The banana sandwich is a sandwich with a clock running against it. Banana flesh browns and softens the moment it is cut, so the plain build, mashed or sliced banana on buttered white bread, is at its sharpest in the few minutes between assembly and eating and noticeably worse an hour later. This is the defining fact of the form. It is a childhood sandwich and a made-to-order sandwich by necessity, not by ceremony, and any version that has to survive a lunchbox is fighting the fruit's own chemistry.
The craft is almost entirely about that oxidation and the moisture it brings. Mashed banana spreads and binds but bleeds faster and goes grey sooner; sliced banana holds its shape longer but slides under the top slice and makes the sandwich hard to bite cleanly. Butter spread to the edges is structural rather than incidental: it waterproofs the crumb against a filling that is mostly water and slows the bread going to a damp paste from underneath. Salted butter does a second job, because banana on its own is flat-sweet and the salt is what stops it reading as bland. The bread is soft and plain on purpose, since a banana with no texture of its own gains nothing from a crust with chew and only suffers from one that fights it.

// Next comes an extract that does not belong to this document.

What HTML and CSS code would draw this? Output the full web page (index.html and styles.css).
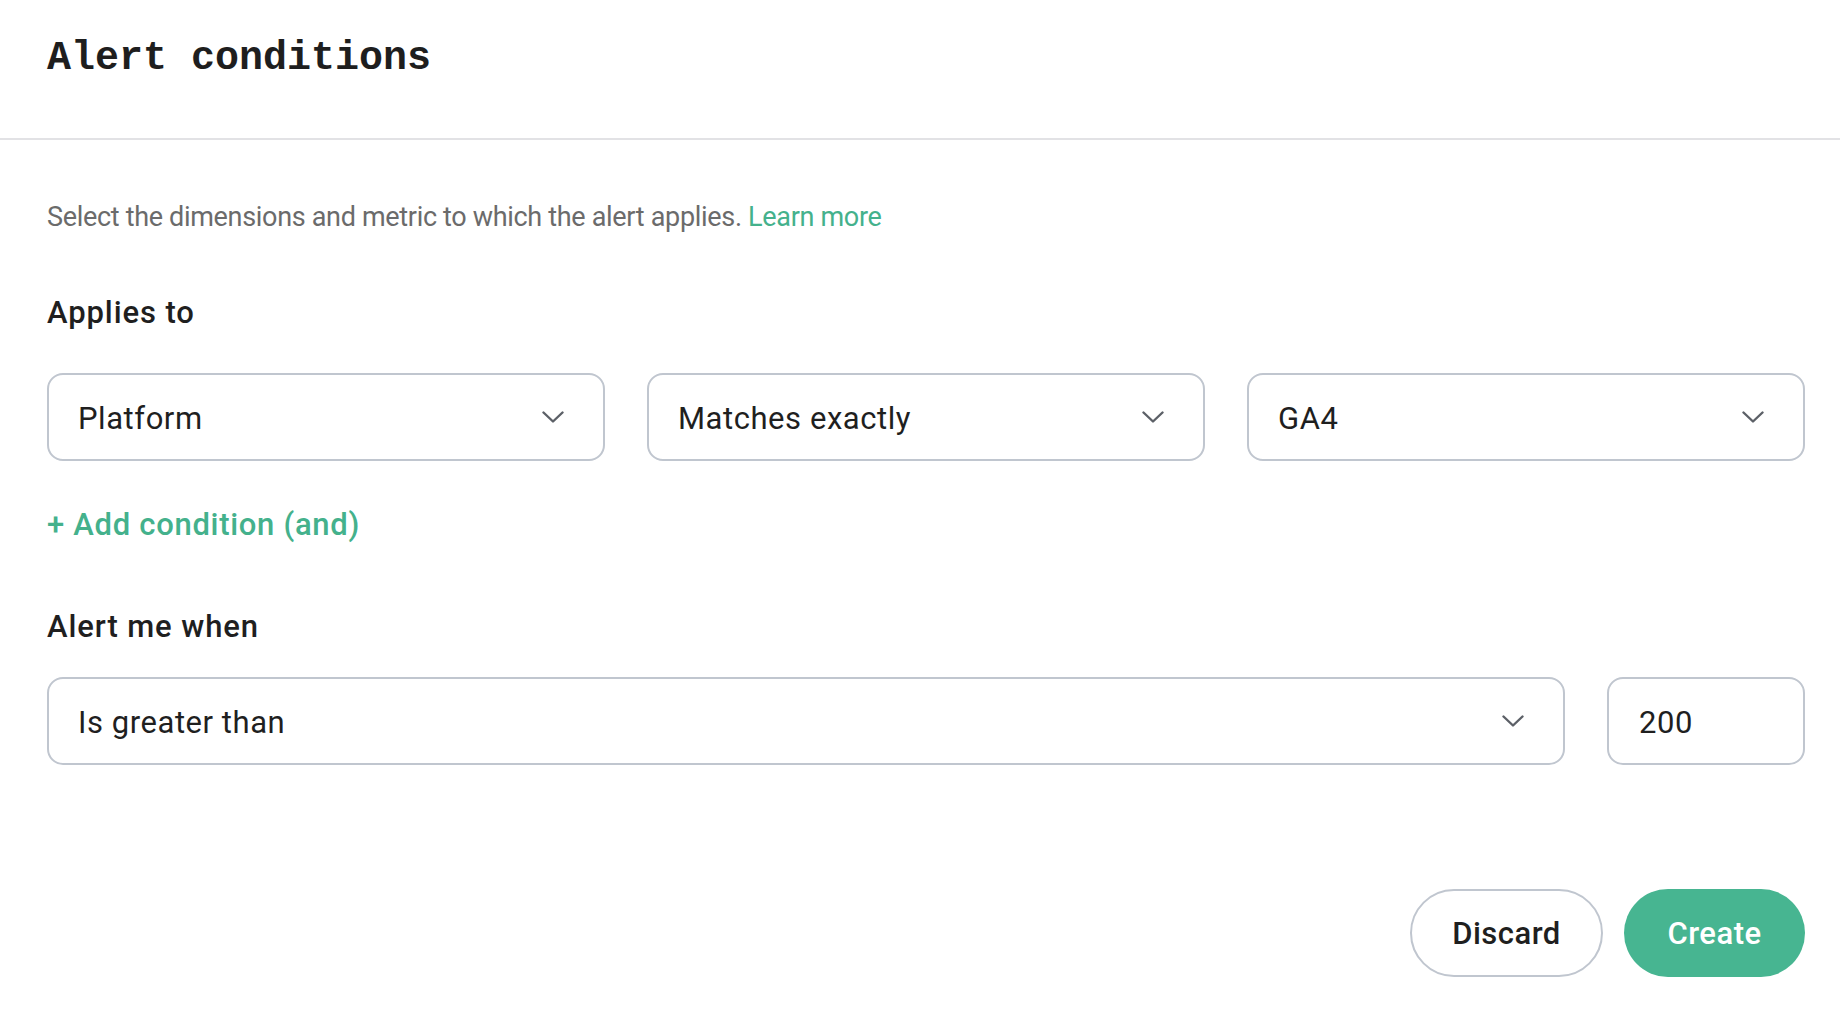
FILE: index.html
```html
<!DOCTYPE html>
<html lang="en">
<head>
<meta charset="utf-8">
<title>Alert conditions</title>
<link rel="stylesheet" href="styles.css">
</head>
<body>
<div class="page">
  <header class="header">
    <h1 class="title">Alert conditions</h1>
  </header>
  <main class="content">
    <p class="desc">Select the dimensions and metric to which the alert applies. <a class="link" href="#">Learn more</a></p>

    <h2 class="label label-applies">Applies to</h2>
    <div class="row row-3">
      <div class="select">
        <span class="select-value">Platform</span>
        <svg class="chevron" width="22" height="12" viewBox="0 0 22 12"><polyline points="1.5,1.5 11,10.5 20.5,1.5" fill="none" stroke="currentColor" stroke-width="2.4" stroke-linecap="round" stroke-linejoin="round"/></svg>
      </div>
      <div class="select">
        <span class="select-value">Matches exactly</span>
        <svg class="chevron" width="22" height="12" viewBox="0 0 22 12"><polyline points="1.5,1.5 11,10.5 20.5,1.5" fill="none" stroke="currentColor" stroke-width="2.4" stroke-linecap="round" stroke-linejoin="round"/></svg>
      </div>
      <div class="select">
        <span class="select-value">GA4</span>
        <svg class="chevron" width="22" height="12" viewBox="0 0 22 12"><polyline points="1.5,1.5 11,10.5 20.5,1.5" fill="none" stroke="currentColor" stroke-width="2.4" stroke-linecap="round" stroke-linejoin="round"/></svg>
      </div>
    </div>

    <a class="add" href="#">+ Add condition (and)</a>

    <h2 class="label label-alert">Alert me when</h2>
    <div class="row row-2">
      <div class="select">
        <span class="select-value">Is greater than</span>
        <svg class="chevron" width="22" height="12" viewBox="0 0 22 12"><polyline points="1.5,1.5 11,10.5 20.5,1.5" fill="none" stroke="currentColor" stroke-width="2.4" stroke-linecap="round" stroke-linejoin="round"/></svg>
      </div>
      <div class="input">200</div>
    </div>

    <div class="actions">
      <button class="btn btn-secondary" type="button">Discard</button>
      <button class="btn btn-primary" type="button">Create</button>
    </div>
  </main>
</div>
</body>
</html>
```

FILE: styles.css
```css
* {
  box-sizing: border-box;
}

html, body {
  margin: 0;
  padding: 0;
  background: #ffffff;
}

body {
  font-family: Roboto, "Noto Sans", Arial, sans-serif;
  color: #1f1f1f;
}

.header {
  height: 140px;
  padding: 35px 0 0 47px;
  border-bottom: 2px solid #e2e2e5;
}

.title {
  margin: 0;
  font-family: "Liberation Mono", "DejaVu Sans Mono", monospace;
  font-weight: 700;
  font-size: 40px;
  line-height: 48px;
  color: #1e1e1e;
}

.content {
  padding: 0 35px 0 47px;
}

.desc {
  margin: 59px 0 0;
  font-size: 27px;
  line-height: 36px;
  letter-spacing: -0.32px;
  color: #6b6b6b;
}

.link {
  color: #44b18c;
  text-decoration: none;
}

.label {
  margin: 0;
  font-size: 31px;
  line-height: 40px;
  font-weight: 500;
  letter-spacing: 0.9px;
  color: #1f1f1f;
}

.label-applies {
  margin-top: 58px;
}

.label-alert {
  margin-top: 62px;
}

.row {
  display: grid;
}

.row-3 {
  margin-top: 40px;
  grid-template-columns: repeat(3, 1fr);
  gap: 42px;
}

.row-2 {
  margin-top: 30px;
  grid-template-columns: 1fr 198px;
  gap: 42px;
}

.select,
.input {
  height: 88px;
  border: 2px solid #c0c6cf;
  border-radius: 16px;
  display: flex;
  align-items: center;
  font-size: 31px;
  line-height: 40px;
  letter-spacing: 0.55px;
  color: #1f1f1f;
  padding-top: 3px;
}

.select {
  justify-content: space-between;
  padding-left: 29px;
  padding-right: 39px;
}

.input {
  padding-left: 30px;
}

.chevron {
  color: #5c6067;
  display: block;
  margin-top: -3px;
}

.add {
  display: block;
  margin-top: 44px;
  font-size: 31px;
  line-height: 40px;
  font-weight: 500;
  letter-spacing: 0.7px;
  color: #44b18c;
  text-decoration: none;
}

.actions {
  margin-top: 124px;
  display: flex;
  justify-content: flex-end;
  gap: 21px;
}

.btn {
  height: 88px;
  border-radius: 44px;
  font-family: Roboto, "Noto Sans", Arial, sans-serif;
  font-size: 31px;
  font-weight: 500;
  letter-spacing: 0.5px;
  padding: 0;
  cursor: pointer;
}

.btn-secondary {
  width: 193px;
  background: #ffffff;
  border: 2px solid #c0c6cf;
  color: #1f1f1f;
}

.btn-primary {
  width: 181px;
  background: #47b591;
  border: none;
  color: #ffffff;
}
```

The variations are mostly attempts to fix the timing problem or to add the contrast the plain version lacks. Sugar sprinkled on the banana adds grit and a faint crunch and is the most common British addition. Honey binds and sweetens but adds moisture the bread has to absorb. Peanut butter on the opposite slice slows the browning a little and supplies the salt and body the fruit does not have. Each deserves its own article rather than being crowded in here.